Almost every organization faces health and safety hazards. It is very difficult to eliminate the hazards from the organization especially from those organizations which deal in construction and mining. The employees are at risk of getting harm. The employees may meet health hazards such as acute toxicity, serious eye damage or eye irritation, germ cell mutagenicity, skin corrosion or irritation, respiratory or skin sensitization, reproductive toxicity, carcinogenicity and safety hazards such as head injuries, body injuries, working at height, exposed to chemicals, etc. It is the priority of the organization to ensure the safety of the workers by providing them appropriate protective equipment as well as training. The employees are also required to follow the safety instructions of the trainer to avoid the accidents.
The following are the recommendations to ensure safety at the workplace (Donham et al., 2016);
- The company should give training to the employees to be safe in the workplace.
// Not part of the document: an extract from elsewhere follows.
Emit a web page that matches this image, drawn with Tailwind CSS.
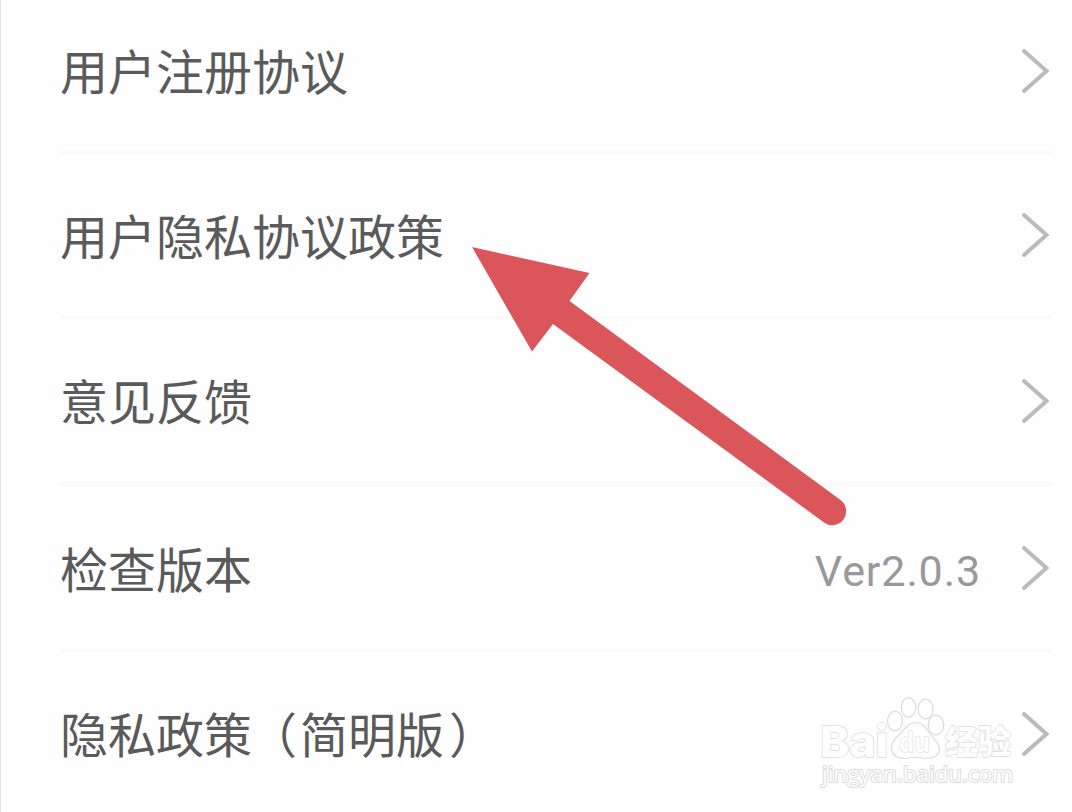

- The company should hire a full-time safety trainer to guide the employees always.
- The company should provide the protective equipment to the employees.
- All the dangerous sites should be isolated from the employees.
- The entire dangerous site, as well as machinery, should be identified and a signboard of danger should be placed.
- The old machinery should be replaced by the new one.
- The employees should also cooperate with the instructions of the trainer.